Although, as the Saiez Court noted, “there are instances where the public interest may require the regulation or prohibition of innocent acts in order to reach or secure enforcement of law against evil acts,”2 this is not such a case. Simply by drafting the statute to include an intent to defraud, the Legislature can accomplish its purpose without infringing on innocent or protected conduct. The trial court correctly found the portion of section 831.28(2)(a) criminalizing the mere possession of a counterfeit payment instrument to be unconstitutional.

AFFIRMED.

I concur with the majority that part two of section 831.28(2)(a), Florida Statutes (2012), which makes it a crime to possess a counterfeit payment instrument, is unconstitutional, inasmuch as it criminalizes what may otherwise be innocent conduct.
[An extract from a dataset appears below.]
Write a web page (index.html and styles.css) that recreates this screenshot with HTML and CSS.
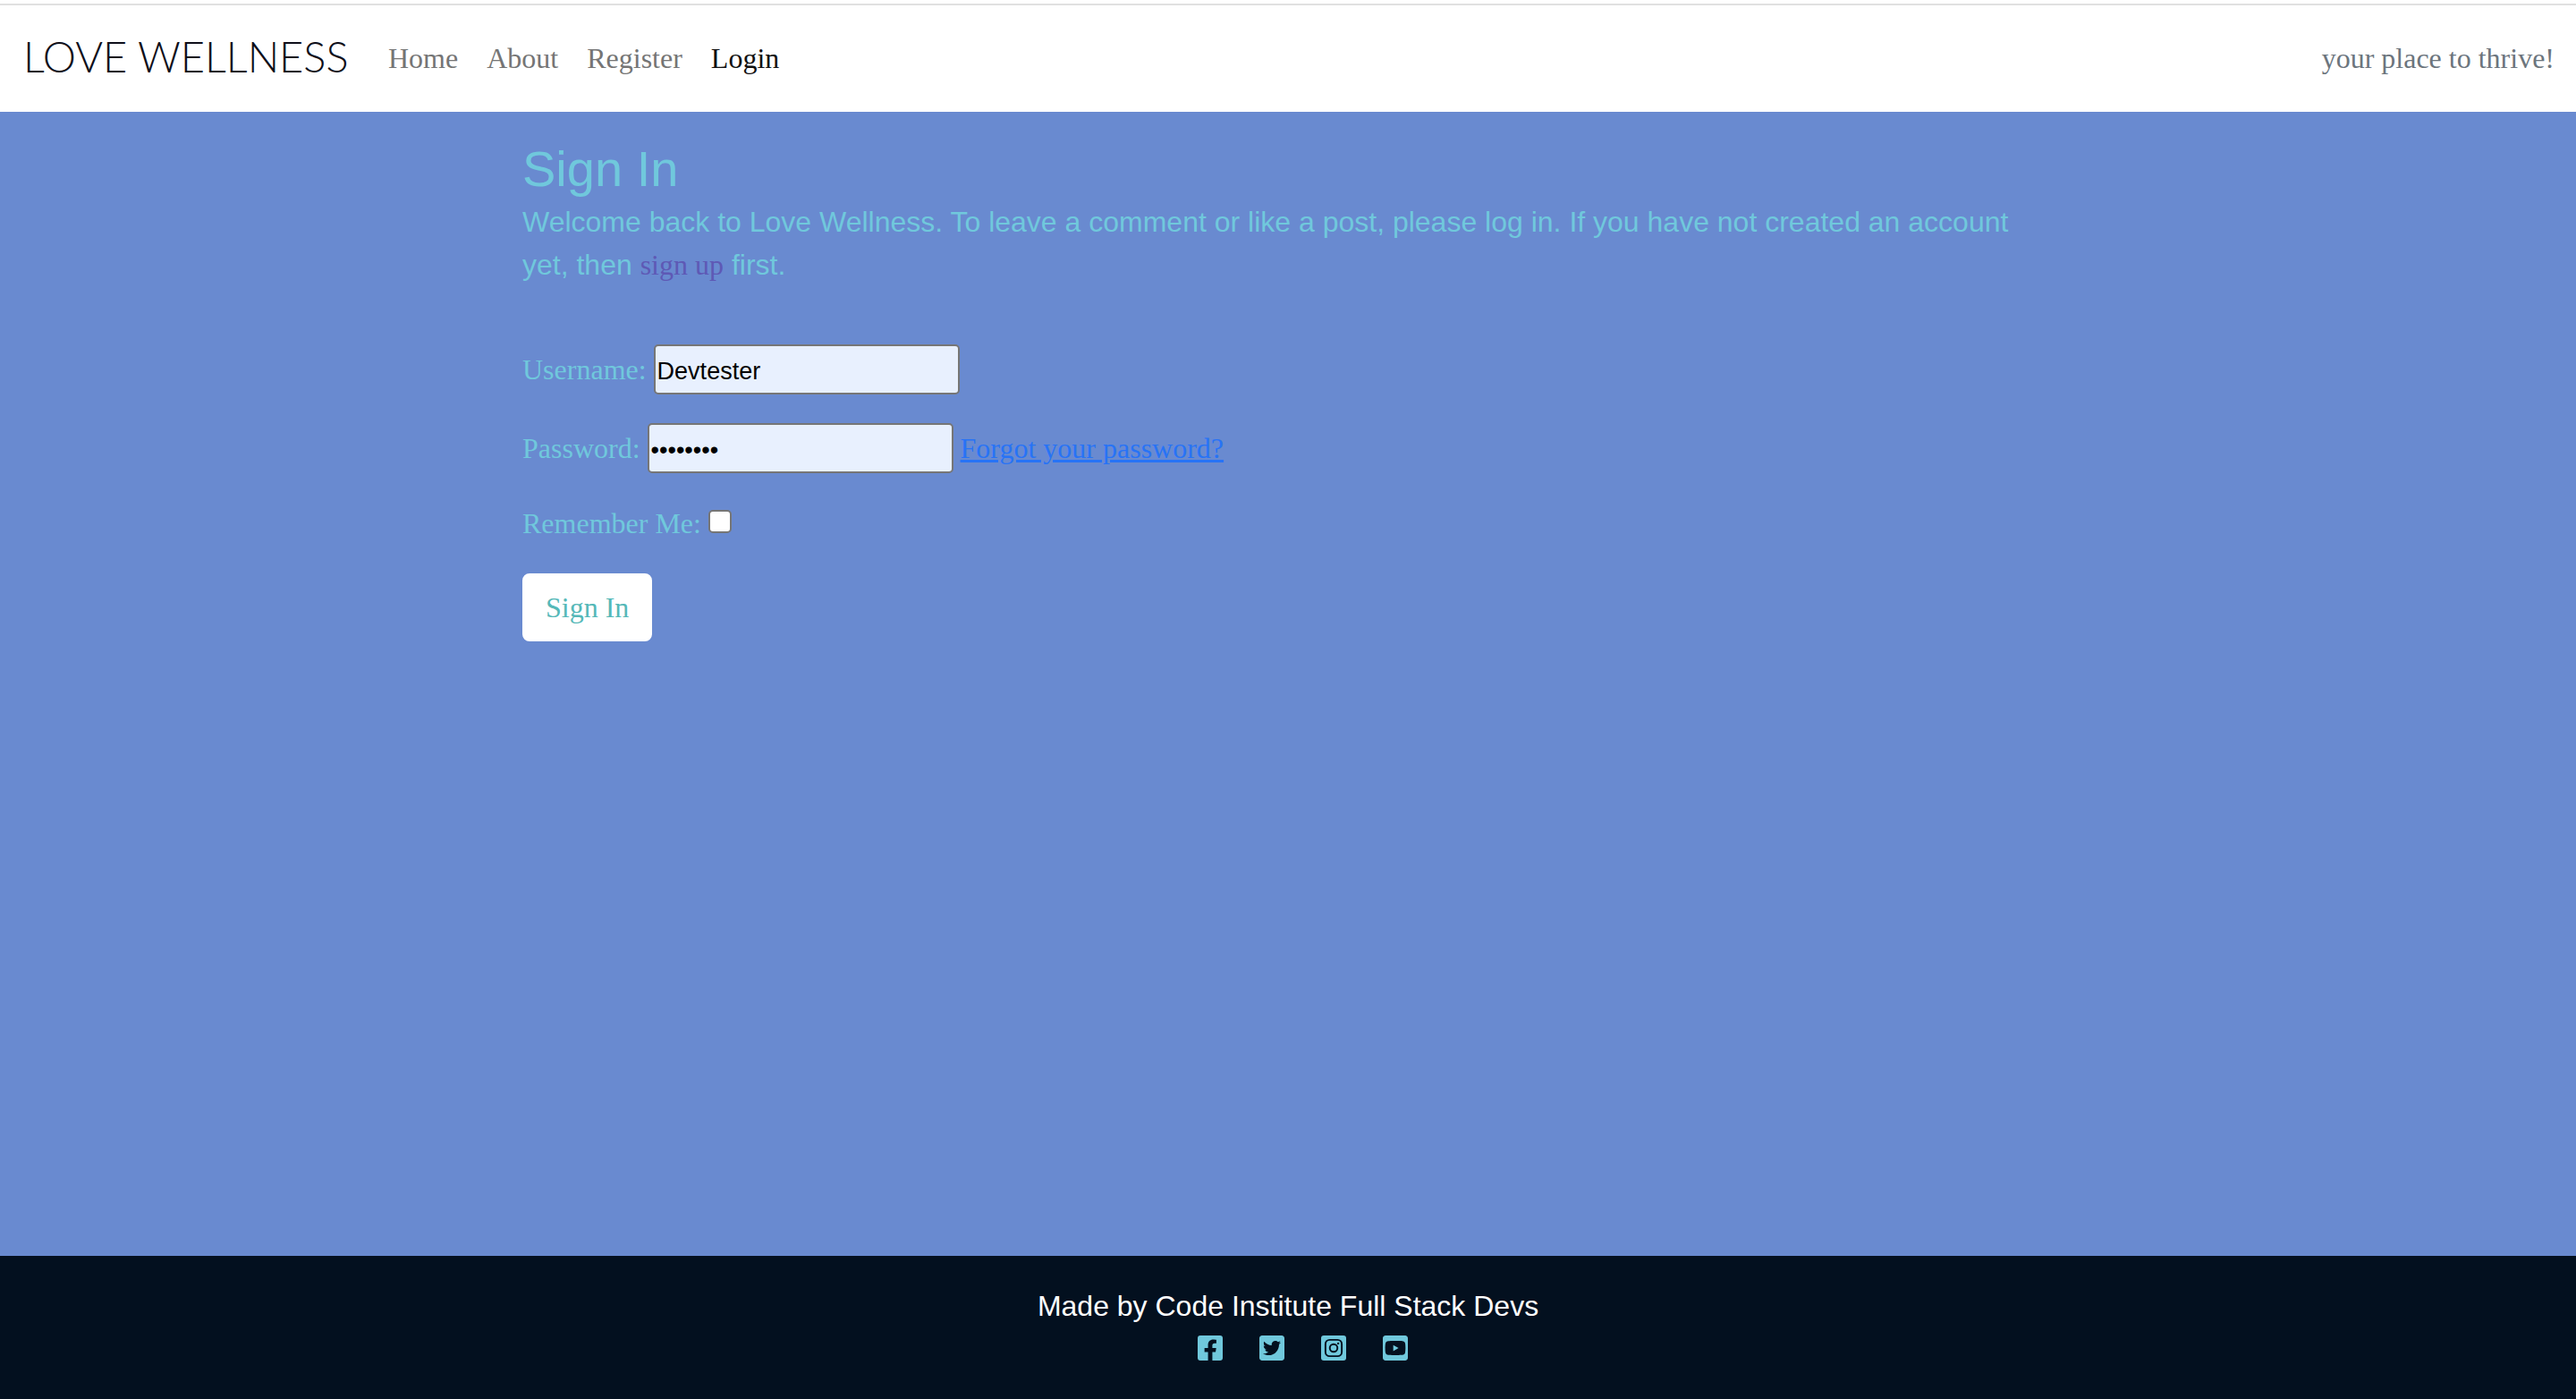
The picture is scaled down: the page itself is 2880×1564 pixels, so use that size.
FILE: index.html
```html
<!DOCTYPE html>
<html lang="en">
<head>
<meta charset="utf-8">
<meta name="viewport" content="width=device-width, initial-scale=1">
<title>Love Wellness</title>
<link rel="stylesheet" href="styles.css">
</head>
<body>
<header class="site-header">
  <nav class="navbar">
    <a class="brand" href="#">LOVE WELLNESS</a>
    <ul class="nav-list">
      <li><a class="nav-link" href="#">Home</a></li>
      <li><a class="nav-link" href="#">About</a></li>
      <li><a class="nav-link" href="#">Register</a></li>
      <li><a class="nav-link active" href="#" aria-current="page">Login</a></li>
    </ul>
    <span class="tagline">your place to thrive!</span>
  </nav>
</header>
<main class="main">
  <div class="column">
    <h1 class="title">Sign In</h1>
    <p class="intro">Welcome back to Love Wellness. To leave a comment or like a post, please log in. If you have not created an account yet, then <a class="signup" href="#">sign up</a> first.</p>
    <form class="login">
      <div class="field">
        <label for="username">Username:</label>
        <input class="text-input" type="text" id="username" name="login" value="Devtester">
      </div>
      <div class="field">
        <label for="password">Password:</label>
        <input class="text-input" type="password" id="password" name="password" value="password">
        <a class="forgot" href="#">Forgot your password?</a>
      </div>
      <div class="field">
        <label for="remember">Remember Me:</label>
        <input class="checkbox" type="checkbox" id="remember" name="remember">
      </div>
      <button class="btn" type="submit">Sign In</button>
    </form>
  </div>
</main>
<footer class="footer">
  <p class="credit">Made by Code Institute Full Stack Devs</p>
  <ul class="social">
    <li><a href="#" aria-label="Facebook"><svg class="icon" viewBox="0 32 448 448"><path d="M400 32H48A48 48 0 0 0 0 80v352a48 48 0 0 0 48 48h137.25V327.69h-63V256h63v-54.64c0-62.15 37-96.48 93.67-96.48 27.14 0 55.52 4.84 55.52 4.84v61h-31.27c-30.81 0-40.42 19.12-40.42 38.73V256h68.78l-11 71.69h-57.78V480H400a48 48 0 0 0 48-48V80a48 48 0 0 0-48-48z"/></svg></a></li>
    <li><a href="#" aria-label="Twitter"><svg class="icon" viewBox="0 32 448 448"><path d="M400 32H48C21.500 32 0 53.500 0 80v352c0 26.500 21.500 48 48 48h352c26.500 0 48-21.500 48-48V80c0-26.500-21.500-48-48-48zm-48.900 158.800c.2 2.800.2 5.700.2 8.500 0 86.700-66 186.600-186.600 186.600-37.200 0-71.700-10.800-100.700-29.400 5.300.6 10.400.8 15.800.8 30.700 0 58.900-10.400 81.400-28-28.800-.6-53-19.500-61.300-45.500 10.100 1.500 19.200 1.500 29.600-1.200-30-6.100-52.500-32.500-52.500-64.400v-.8c8.700 4.900 18.900 7.900 29.600 8.300a65.447 65.447 0 0 1-29.200-54.600c0-12.200 3.200-23.400 8.900-33.100 32.300 39.800 80.800 65.800 135.200 68.600-9.300-44.500 24-80.600 64-80.600 18.900 0 35.900 7.900 47.900 20.700 14.800-2.800 29-8.300 41.600-15.800-4.900 15.200-15.200 28-28.800 36.100 13.200-1.400 26-5.100 37.800-10.200-8.900 13.100-20.100 24.700-32.900 34z"/></svg></a></li>
    <li><a href="#" aria-label="Instagram"><svg class="icon" viewBox="0 32 448 448"><rect y="32" width="448" height="448" rx="48"/><rect class="cut-line" x="78" y="110" width="292" height="292" rx="76"/><circle class="cut-line" cx="224" cy="256" r="68"/><circle class="cut" cx="306" cy="174" r="19"/></svg></a></li>
    <li><a href="#" aria-label="YouTube"><svg class="icon" viewBox="0 32 448 448"><path d="M186.800 202.100l95.200 54.100-95.200 54.100V202.100zM448 80v352c0 26.500-21.500 48-48 48H48c-26.500 0-48-21.500-48-48V80c0-26.500 21.500-48 48-48h352c26.500 0 48 21.500 48 48zm-42 176.300s0-59.600-7.600-88.200c-4.200-15.800-16.500-28.200-32.200-32.400C337.900 128 224 128 224 128s-113.900 0-142.200 7.700c-15.700 4.200-28 16.600-32.200 32.400-7.600 28.500-7.600 88.200-7.600 88.200s0 59.600 7.600 88.200c4.200 15.800 16.500 27.700 32.200 31.900C110.100 384 224 384 224 384s113.900 0 142.200-7.700c15.700-4.200 28-16.100 32.200-31.900 7.600-28.500 7.600-88.100 7.600-88.100z"/></svg></a></li>
  </ul>
</footer>
</body>
</html>
```
FILE: styles.css
```css
* { box-sizing: border-box; }

body {
  margin: 0;
  min-height: 100vh;
  display: flex;
  flex-direction: column;
  background: #698ad0;
  color: #70c8dc;
  font: 32px/48px "Liberation Serif", serif;
}

ul { list-style: none; margin: 0; padding: 0; }

.site-header { background: #fff; padding-top: 4px; }

.navbar {
  display: flex;
  align-items: center;
  border-top: 2px solid #e0e0e0;
  padding: 27px 24px 28px;
}

.brand {
  width: 362px;
  margin-right: 32px;
  padding: 0 0 4px 2px;
  color: #0f0f1a;
  font: 300 47px/60px Lato, sans-serif;
  text-decoration: none;
  white-space: nowrap;
}

.nav-list { display: flex; }

.nav-link {
  display: block;
  padding: 8px 16px;
  color: #757575;
  text-decoration: none;
}

.nav-link.active { color: #111; }

.tagline { margin-left: auto; color: #6c757d; }

.main { flex: 1; padding: 30px 24px; }

.column { max-width: 1712px; margin: 0 auto; }

.title {
  margin: 0 0 2px;
  font: 400 56px/67px "Liberation Sans", sans-serif;
}

.intro {
  margin: 0 0 65px;
  font-family: "Liberation Sans", sans-serif;
}

.signup {
  color: #5e59b5;
  font-family: "Liberation Serif", serif;
  text-decoration: none;
}

.field { margin-bottom: 32px; }

.text-input {
  width: 342px;
  height: 56px;
  padding: 4px 2px 0;
  border: 2px solid #767676;
  border-radius: 5px;
  background: #e8f0fe;
  color: #000;
  font: 27px/48px "Liberation Sans", sans-serif;
}

.forgot { color: #2773f6; }

.checkbox {
  appearance: none;
  width: 26px;
  height: 26px;
  margin: 0;
  border: 2px solid #767676;
  border-radius: 5px;
  background: #fff;
}

.btn {
  display: block;
  padding: 12px 24px;
  border: 2px solid #fff;
  border-radius: 8px;
  background: #fff;
  color: #55b8b8;
  font: inherit;
}

.footer {
  padding: 32px 24px 28px;
  background: #03101f;
  text-align: center;
}

.credit {
  margin: 0;
  color: #fff;
  font-family: "Liberation Sans", sans-serif;
}

.social {
  display: flex;
  justify-content: center;
  gap: 41px;
  padding: 9px 0 15px 32px;
}

.social a { display: block; }

.icon { display: block; width: 28px; height: 28px; fill: #70c8dc; }

.icon .cut { fill: #03101f; }

.icon .cut-line { fill: none; stroke: #03101f; stroke-width: 31px; }
```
I write separately to add that even if we were to infer a knowledge element, under the premise that “criminal statutes are generally read to include a mens rea element, even when not expressly included in the statute,” Siplin v. State, 972 So.2d 982, 989 (Fla. 5th DCA 2007) (citing State v. Giorgetti, 868 So.2d 512, 515 (Fla.2004)), the second portion of section 831.28(2)(a), would remain unconstitutional for the reasons outlined in the majority because it would continue to criminalize innocent conduct.

FOOTNOTES

1.  Under section 560.103(29), Florida Statutes (2012), “payment instrument” means “a check, draft, warrant, money order, travelers check, electronic instrument, or other instrument, payment of money, or monetary value whether or not negotiable. The term does not include an instrument that is redeemable by the issuer in merchandise or service, a credit card voucher, or a letter of credit .”

2.  Saiez, 489 So.2d at 1129 n. 3.

GRIFFIN, J.

TORPY, C.J., concurs. BERGER, J., concurs specially, with opinion.